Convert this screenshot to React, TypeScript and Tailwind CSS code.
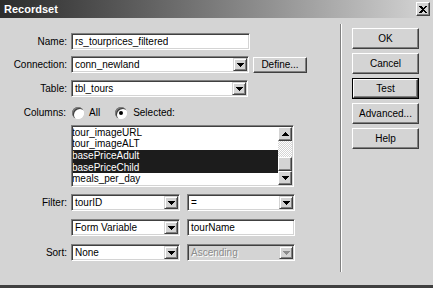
import React from "react";

const sunken =
  "border border-[#808080] border-r-white border-b-white shadow-[inset_1px_1px_0_#404040,inset_-1px_-1px_0_#d4d4d4]";
const raised =
  "border border-white border-r-[#404040] border-b-[#404040] shadow-[inset_-1px_-1px_0_#808080] bg-[#d4d4d4]";

function Arrow({ up, color = "#000" }: { up?: boolean; color?: string }) {
  return (
    <svg width="7" height="4" viewBox="0 0 7 4" shapeRendering="crispEdges">
      <path d={up ? "M3.5 0L7 4H0z" : "M0 0h7L3.5 4z"} fill={color} />
    </svg>
  );
}

function DropButton({ disabled }: { disabled?: boolean }) {
  return (
    <div className="mr-[1px] flex h-[13px] w-[14px] shrink-0 items-center justify-center border border-[#d4d4d4] border-r-[#404040] border-b-[#404040] bg-[#d4d4d4] shadow-[inset_1px_1px_0_#fff,inset_-1px_-1px_0_#808080]">
      <Arrow color={disabled ? "#8c8c8c" : "#000"} />
    </div>
  );
}

function Combo({
  width,
  text,
  disabled,
}: {
  width: string;
  text: string;
  disabled?: boolean;
}) {
  return (
    <div
      className={`flex h-[17px] items-center ${width} ${sunken} ${
        disabled ? "bg-[#d4d4d4]" : "bg-white"
      }`}
    >
      <span
        className={`flex-1 truncate pl-[3px] ${
          disabled ? "text-[#8c8c8c] [text-shadow:1px_1px_0_#fff]" : "text-black"
        }`}
      >
        {text}
      </span>
      <DropButton disabled={disabled} />
    </div>
  );
}

function TextBox({ width, text }: { width: string; text: string }) {
  return (
    <div className={`flex h-[17px] items-center bg-white ${width} ${sunken}`}>
      <span className="truncate pl-[3px]">{text}</span>
    </div>
  );
}

function Radio({ checked }: { checked?: boolean }) {
  return (
    <span className="flex h-[12px] w-[12px] items-center justify-center rounded-full bg-white shadow-[inset_1px_1px_0_#808080,inset_2px_2px_0_#404040,inset_-1px_-1px_0_#fff]">
      {checked && <span className="h-[4px] w-[4px] rounded-full bg-black" />}
    </span>
  );
}

function Label({ children }: { children: React.ReactNode }) {
  return <span className="w-[68px] shrink-0 pr-[1px] text-right">{children}</span>;
}

function DialogButton({ label, isDefault }: { label: string; isDefault?: boolean }) {
  if (isDefault) {
    return (
      <div className="h-[21px] w-[67px] border border-black">
        <div className={`flex h-full w-full items-center justify-center ${raised}`}>
          {label}
        </div>
      </div>
    );
  }
  return (
    <div className={`flex h-[21px] w-[67px] items-center justify-center ${raised}`}>
      {label}
    </div>
  );
}

const columns = [
  { name: "tour_imageURL", selected: false },
  { name: "tour_imageALT", selected: false },
  { name: "basePriceAdult", selected: true },
  { name: "basePriceChild", selected: true },
  { name: "meals_per_day", selected: false },
];

export default function App() {
  return (
    <div className="flex h-[288px] w-[433px] flex-col overflow-hidden border-b-[3px] border-b-[#404040] bg-[#d4d4d4] font-['Liberation_Sans',Arial,sans-serif] text-[10px] leading-none text-black">
      <div className="flex h-[18px] shrink-0 items-center justify-between bg-linear-to-r from-[#2c2c2c] via-[#7c7c7c] to-[#d6d6d6] pr-[3px] pl-[4px]">
        <span className="text-[11px] font-bold text-white">Recordset</span>
        <div className={`flex h-[14px] w-[14px] items-center justify-center ${raised}`}>
          <svg width="8" height="7" viewBox="0 0 8 7" shapeRendering="crispEdges">
            <path d="M0 0h2l2 2 2-2h2L5 3.5 8 7H6L4 5 2 7H0l3-3.5z" fill="#000" />
          </svg>
        </div>
      </div>

      <div className="flex flex-1">
        <div className="flex w-[340px] flex-col pt-[15px]">
          <div className="flex h-[17px] items-center gap-[3px]">
            <Label>Name:</Label>
            <TextBox width="w-[179px]" text="rs_tourprices_filtered" />
          </div>

          <div className="mt-[6px] flex h-[17px] items-center gap-[3px]">
            <Label>Connection:</Label>
            <Combo width="w-[178px]" text="conn_newland" />
            <div className={`ml-[1px] flex h-[16px] w-[54px] items-center justify-center ${raised}`}>
              Define...
            </div>
          </div>

          <div className="mt-[7px] flex h-[17px] items-center gap-[3px]">
            <Label>Table:</Label>
            <Combo width="w-[177px]" text="tbl_tours" />
          </div>

          <div className="mt-[9px] flex h-[13px] items-center">
            <span className="w-[66px] shrink-0 text-right">Columns:</span>
            <span className="ml-[6px]">
              <Radio />
            </span>
            <span className="ml-[5px]">All</span>
            <span className="ml-[15px]">
              <Radio checked />
            </span>
            <span className="ml-[6px]">Selected:</span>
          </div>

          <div className={`mt-[6px] ml-[71px] flex h-[62px] w-[223px] bg-white p-[1px] ${sunken}`}>
            <div className="flex-1 overflow-hidden">
              {columns.map((c) => (
                <div
                  key={c.name}
                  className={`flex h-[11.6px] items-center overflow-hidden ${
                    c.selected ? "bg-[#1c1c1c] text-white" : "text-black"
                  }`}
                >
                  <span className="-ml-[1px] whitespace-nowrap">{c.name}</span>
                </div>
              ))}
            </div>
            <div className="flex w-[14px] flex-col">
              <div className={`flex h-[14px] items-center justify-center ${raised}`}>
                <Arrow up />
              </div>
              <div className="h-[16px] bg-[repeating-conic-gradient(#fff_0_25%,#d4d4d4_0_50%)] bg-[length:2px_2px]" />
              <div className={`h-[14px] ${raised}`} />
              <div className={`flex h-[14px] items-center justify-center ${raised}`}>
                <Arrow />
              </div>
            </div>
          </div>

          <div className="mt-[7px] flex h-[17px] items-center gap-[3px]">
            <Label>Filter:</Label>
            <Combo width="w-[109px]" text="tourID" />
            <div className="ml-[4px]">
              <Combo width="w-[108px]" text="=" />
            </div>
          </div>

          <div className="mt-[8px] flex h-[17px] items-center gap-[3px]">
            <Label />
            <Combo width="w-[109px]" text="Form Variable" />
            <div className="ml-[4px]">
              <TextBox width="w-[108px]" text="tourName" />
            </div>
          </div>

          <div className="mt-[8px] flex h-[17px] items-center gap-[3px]">
            <Label>Sort:</Label>
            <Combo width="w-[109px]" text="None" />
            <div className="ml-[4px]">
              <Combo width="w-[108px]" text="Ascending" disabled />
            </div>
          </div>
        </div>

        <div className="mt-[6px] h-[248px] w-[2px] border-l border-l-[#808080] border-r border-r-white" />

        <div className="flex flex-col gap-[4px] pt-[10px] pl-[10px]">
          <DialogButton label="OK" />
          <DialogButton label="Cancel" />
          <DialogButton label="Test" isDefault />
          <DialogButton label="Advanced..." />
          <DialogButton label="Help" />
        </div>
      </div>
    </div>
  );
}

^^^^^^^^

> [DO THIS]:
Starting with the first line of the data above and ending with the line containing "import React from", please restate every line exactly, leaving images out.

> [FINAL RESULT]:
Convert this screenshot to React, TypeScript and Tailwind CSS code.
import React from "react";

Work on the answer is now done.